Doctor Who #797: The Poison Sky

"This isn't war, this is sport."
TECHNICAL SPECS: First aired May 3 2008.

IN THIS ONE... The Sontaran poison the sky, the Doctor burns it.

REVIEW: Knowing the episode wasn't very good, I tried very hard to find things I liked in it. As with Part 1 of this story, it's the small character moments that tend to shine. Except there are fewer of them to make room for the plot, Martha is an evil clone for most of it and thus gets fewer moments, and what's there is often redundant and doesn't tell us anything new. But we still get a reference to the Brig. An "are you my mummy?" joke. Sylvia showing some of that practicality Donna has. Donna refusing to get sentimental when she gets her TARDIS key. Wilf being Wilf and Donna having a hard time leaving him again. Donna fighting aliens with a small rubber mallet. Skorr's "wonderful" death in battle. The Doctor so quickly disarming Luke and throwing away his gun. Donna slapping the Doctor before clinging to him, relieved he hasn't died. But even in this department, there are clunkers. Martha's clone going all Blade Runner with her "all that life" line. Colonel Mace and his subaltern sharing a stagey kiss when the world is saved. These don't really work.

Like the plot, frankly. The whole idea of the Sontarans creating a cloning farm out of the Earth is fine, and for once, we can believe the effects would be up to the challenge of showing a clone army (there are lots here already), and smoking up the place in "clonefeed", that works too. What doesn't work is the solution to this problem. The Doctor makes a machine that might as well be MAGIC. It shoots a ball of fire into the sky, which starts a fiery chain reaction that covers the entire world in flames, yet leaves no after-effect. It apparently burns just the Sontaran fumes and nothing else, leaving clear blue skies. Despite the fact that the fumes are mostly ground based, which would mean the fire should have spread lower and at least singed the lawns. And covering the whole planet despite the fact there can't possibly have been a whole lot over the oceans. No collateral damage from burning the atmosphere up. MAGIC. The same gadget, when used on the air inside the Sontaran vessel, obliterates the ship, which is just as ridiculous. Burn the air inside a metal structure should make it explode and disintegrate. But before we get to that, we get the least believable sequence in the episode (if not Series 4). The Doctor volunteers to sacrifice himself by taking the fire-gun to the warship himself. The companions are giving him better ideas (like put the thing on delay) and I could add one more (if you want to "give them a chance", how about calling them somehow?), but his goodbye scene would be manipulative if it was even remotely possible he could die here. It isn't. Even worse is that Luke Rattigan, a complete sociopath who sold the human race out so he could experiment with eugenics on another planet with less than a couple dozen people (who, at least, prove not to be sociopaths themselves), has a change of heart and sacrifices himself in the Doctor's stead. I'm sorry, no. It might have been bolder for the show to have Martha die for the Doctor here, but it would at least have made sense. Another pass at the script, and the Martha clone could have been the one. Luke? Nope. It was him because he was the only disposable character in the room, and that's bad writing.
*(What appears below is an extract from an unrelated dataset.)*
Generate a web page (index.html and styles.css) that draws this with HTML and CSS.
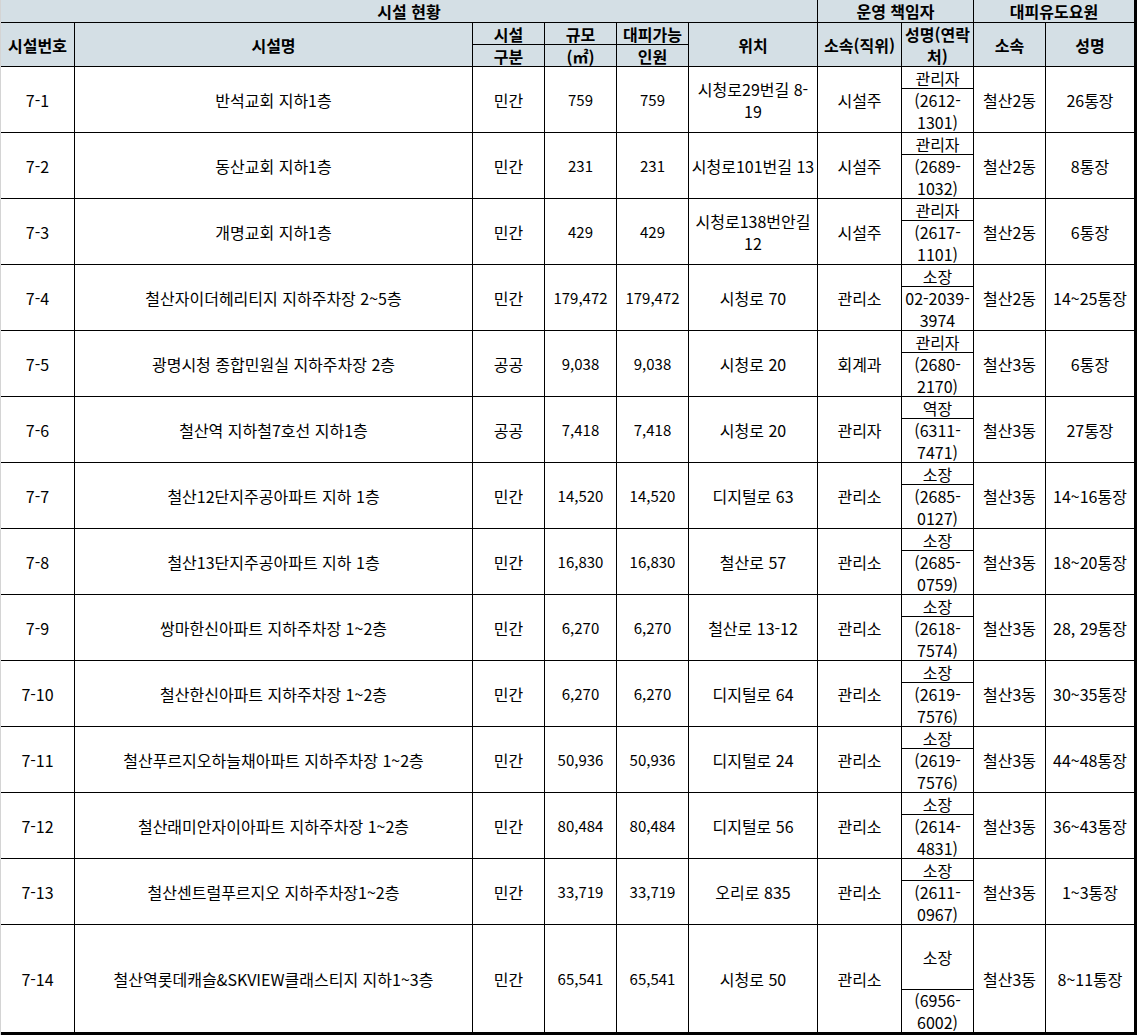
FILE: index.html
```html
<!DOCTYPE html>
<html lang="ko">
<head>
<meta charset="utf-8">
<title>시설 현황</title>
<link rel="stylesheet" href="styles.css">
</head>
<body>
<div class="sheet">
  <div class="cell head c6">시설 현황</div>
  <div class="cell head c2">운영 책임자</div>
  <div class="cell head c2">대피유도요원</div>

  <div class="cell head r2">시설번호</div>
  <div class="cell head r2">시설명</div>
  <div class="cell head">시설</div>
  <div class="cell head">규모</div>
  <div class="cell head">대피가능</div>
  <div class="cell head r2">위치</div>
  <div class="cell head r2">소속(직위)</div>
  <div class="cell head r2">성명(연락<br>처)</div>
  <div class="cell head r2">소속</div>
  <div class="cell head r2">성명</div>
  <div class="cell head">구분</div>
  <div class="cell head">(㎡)</div>
  <div class="cell head">인원</div>

  <div class="cell r3">7-1</div>
  <div class="cell r3">반석교회 지하1층</div>
  <div class="cell r3">민간</div>
  <div class="cell r3 num">759</div>
  <div class="cell r3 num">759</div>
  <div class="cell r3">시청로29번길 8-<br>19</div>
  <div class="cell r3">시설주</div>
  <div class="cell">관리자</div>
  <div class="cell r3">철산2동</div>
  <div class="cell r3">26통장</div>
  <div class="cell r2">(2612-<br>1301)</div>

  <div class="cell r3">7-2</div>
  <div class="cell r3">동산교회 지하1층</div>
  <div class="cell r3">민간</div>
  <div class="cell r3 num">231</div>
  <div class="cell r3 num">231</div>
  <div class="cell r3">시청로101번길 13</div>
  <div class="cell r3">시설주</div>
  <div class="cell">관리자</div>
  <div class="cell r3">철산2동</div>
  <div class="cell r3">8통장</div>
  <div class="cell r2">(2689-<br>1032)</div>

  <div class="cell r3">7-3</div>
  <div class="cell r3">개명교회 지하1층</div>
  <div class="cell r3">민간</div>
  <div class="cell r3 num">429</div>
  <div class="cell r3 num">429</div>
  <div class="cell r3">시청로138번안길<br>12</div>
  <div class="cell r3">시설주</div>
  <div class="cell">관리자</div>
  <div class="cell r3">철산2동</div>
  <div class="cell r3">6통장</div>
  <div class="cell r2">(2617-<br>1101)</div>

  <div class="cell r3">7-4</div>
  <div class="cell r3">철산자이더헤리티지 지하주차장 2~5층</div>
  <div class="cell r3">민간</div>
  <div class="cell r3 num">179,472</div>
  <div class="cell r3 num">179,472</div>
  <div class="cell r3">시청로 70</div>
  <div class="cell r3">관리소</div>
  <div class="cell">소장</div>
  <div class="cell r3">철산2동</div>
  <div class="cell r3">14~25통장</div>
  <div class="cell r2">02-2039-<br>3974</div>

  <div class="cell r3">7-5</div>
  <div class="cell r3">광명시청 종합민원실 지하주차장 2층</div>
  <div class="cell r3">공공</div>
  <div class="cell r3 num">9,038</div>
  <div class="cell r3 num">9,038</div>
  <div class="cell r3">시청로 20</div>
  <div class="cell r3">회계과</div>
  <div class="cell">관리자</div>
  <div class="cell r3">철산3동</div>
  <div class="cell r3">6통장</div>
  <div class="cell r2">(2680-<br>2170)</div>

  <div class="cell r3">7-6</div>
  <div class="cell r3">철산역 지하철7호선 지하1층</div>
  <div class="cell r3">공공</div>
  <div class="cell r3 num">7,418</div>
  <div class="cell r3 num">7,418</div>
  <div class="cell r3">시청로 20</div>
  <div class="cell r3">관리자</div>
  <div class="cell">역장</div>
  <div class="cell r3">철산3동</div>
  <div class="cell r3">27통장</div>
  <div class="cell r2">(6311-<br>7471)</div>

  <div class="cell r3">7-7</div>
  <div class="cell r3">철산12단지주공아파트 지하 1층</div>
  <div class="cell r3">민간</div>
  <div class="cell r3 num">14,520</div>
  <div class="cell r3 num">14,520</div>
  <div class="cell r3">디지털로 63</div>
  <div class="cell r3">관리소</div>
  <div class="cell">소장</div>
  <div class="cell r3">철산3동</div>
  <div class="cell r3">14~16통장</div>
  <div class="cell r2">(2685-<br>0127)</div>

  <div class="cell r3">7-8</div>
  <div class="cell r3">철산13단지주공아파트 지하 1층</div>
  <div class="cell r3">민간</div>
  <div class="cell r3 num">16,830</div>
  <div class="cell r3 num">16,830</div>
  <div class="cell r3">철산로 57</div>
  <div class="cell r3">관리소</div>
  <div class="cell">소장</div>
  <div class="cell r3">철산3동</div>
  <div class="cell r3">18~20통장</div>
  <div class="cell r2">(2685-<br>0759)</div>

  <div class="cell r3">7-9</div>
  <div class="cell r3">쌍마한신아파트 지하주차장 1~2층</div>
  <div class="cell r3">민간</div>
  <div class="cell r3 num">6,270</div>
  <div class="cell r3 num">6,270</div>
  <div class="cell r3">철산로 13-12</div>
  <div class="cell r3">관리소</div>
  <div class="cell">소장</div>
  <div class="cell r3">철산3동</div>
  <div class="cell r3">28, 29통장</div>
  <div class="cell r2">(2618-<br>7574)</div>

  <div class="cell r3">7-10</div>
  <div class="cell r3">철산한신아파트 지하주차장 1~2층</div>
  <div class="cell r3">민간</div>
  <div class="cell r3 num">6,270</div>
  <div class="cell r3 num">6,270</div>
  <div class="cell r3">디지털로 64</div>
  <div class="cell r3">관리소</div>
  <div class="cell">소장</div>
  <div class="cell r3">철산3동</div>
  <div class="cell r3">30~35통장</div>
  <div class="cell r2">(2619-<br>7576)</div>

  <div class="cell r3">7-11</div>
  <div class="cell r3">철산푸르지오하늘채아파트 지하주차장 1~2층</div>
  <div class="cell r3">민간</div>
  <div class="cell r3 num">50,936</div>
  <div class="cell r3 num">50,936</div>
  <div class="cell r3">디지털로 24</div>
  <div class="cell r3">관리소</div>
  <div class="cell">소장</div>
  <div class="cell r3">철산3동</div>
  <div class="cell r3">44~48통장</div>
  <div class="cell r2">(2619-<br>7576)</div>

  <div class="cell r3">7-12</div>
  <div class="cell r3">철산래미안자이아파트 지하주차장 1~2층</div>
  <div class="cell r3">민간</div>
  <div class="cell r3 num">80,484</div>
  <div class="cell r3 num">80,484</div>
  <div class="cell r3">디지털로 56</div>
  <div class="cell r3">관리소</div>
  <div class="cell">소장</div>
  <div class="cell r3">철산3동</div>
  <div class="cell r3">36~43통장</div>
  <div class="cell r2">(2614-<br>4831)</div>

  <div class="cell r3">7-13</div>
  <div class="cell r3">철산센트럴푸르지오 지하주차장1~2층</div>
  <div class="cell r3">민간</div>
  <div class="cell r3 num">33,719</div>
  <div class="cell r3 num">33,719</div>
  <div class="cell r3">오리로 835</div>
  <div class="cell r3">관리소</div>
  <div class="cell">소장</div>
  <div class="cell r3">철산3동</div>
  <div class="cell r3">1~3통장</div>
  <div class="cell r2">(2611-<br>0967)</div>

  <div class="cell r5">7-14</div>
  <div class="cell r5">철산역롯데캐슬&amp;SKVIEW클래스티지 지하1~3층</div>
  <div class="cell r5">민간</div>
  <div class="cell r5 num">65,541</div>
  <div class="cell r5 num">65,541</div>
  <div class="cell r5">시청로 50</div>
  <div class="cell r5">관리소</div>
  <div class="cell r3">소장</div>
  <div class="cell r5">철산3동</div>
  <div class="cell r5">8~11통장</div>
  <div class="cell r2">(6956-<br>6002)</div>
</div>
</body>
</html>
```

FILE: styles.css
```css
html, body {
  margin: 0;
  padding: 0;
  background: #ffffff;
}

body {
  font-family: "Malgun Gothic", "Noto Sans CJK KR", "Noto Sans", sans-serif;
  font-size: 16px;
  color: #000000;
}

.sheet {
  display: grid;
  width: 1137px;
  box-sizing: border-box;
  grid-template-columns: 73px 397px 71px 71px 71px 128px 83px 71px 71px 88px;
  grid-template-rows: 22px repeat(41, 21px) 21px 21px 20px 21px 20px;
  gap: 1px;
  background: #000000;
  border-left: 1px solid #d4d4d4;
  padding-right: 3px;
  padding-bottom: 3px;
}

.cell {
  display: flex;
  align-items: center;
  justify-content: center;
  text-align: center;
  background: #ffffff;
  line-height: 22px;
  white-space: nowrap;
  overflow: visible;
}

.num {
  font-size: 15px;
}

.head {
  background: #d4dfe5;
  font-weight: 700;
}

.c6 { grid-column: span 6; }
.c2 { grid-column: span 2; }
.r2 { grid-row: span 2; }
.r3 { grid-row: span 3; }
.r5 { grid-row: span 5; }
```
Less integral to the plot, but just as ill-considered, is the death of Ross Jenkins. The kid deserved a recurring role, not a meaningless death just to make the Doctor angry. Like it was needed?! The Sontarans massacre UNIT and Mace still doesn't listen to the Doctor, which at one point, just makes him look foolish. When the Valiant arrives, which is treated like this big punch-the-air moment, it just reverses the massacre so that UNIT can kill all the Sontarans in much the same way. Why is the Doctor happy about this exactly? It feels wrong. And the questions. Why is Staal so contemptuous of females when the Sontarans don't have males either? What's the bit about the Martha clone being turned into a triple agent? Doesn't quite make sense. I think you get the picture: It's not a good script.

REWATCHABILITY: Medium-Low - There are a number of nice little moments, but the emphasis is definitely on "little". The plot runs on complete nonsense, which unforgivably extends to the Doctor being out of character.

Comments

Anonymous said…
The only way I can make sense of the Doctor being so ready to sacrifice himself is that it was the ol' Survivor's Guilt rearing its head again, as once more he prepared to destroy a hostile alien armada. But when you have to go fishing for motivations to justify bizarre character behavior, it's probably bad writing. That, or "Hamlet". (Ba-zing!)
Anonymous said…
Apologies, I had no choice, none whatsoever. (Though you will notice that I said it's bad writing OR "Hamlet", so "Hamlet" isn't a form of bad writing.)

As far as "Hamlet" goes, my opinions are no doubt cartoonishly simplistic compared to yours, but my take on it is, Shakespeare got it right -- if Hamlet is behaving in erratic fashion in parts, it's because he's become somewhat unmoored from a sense that there is a basic order and justice to things. It's not a character making peculiar choices to prop up a bad plot, it's a character making the sort of choices that just might be natural under the circumstances.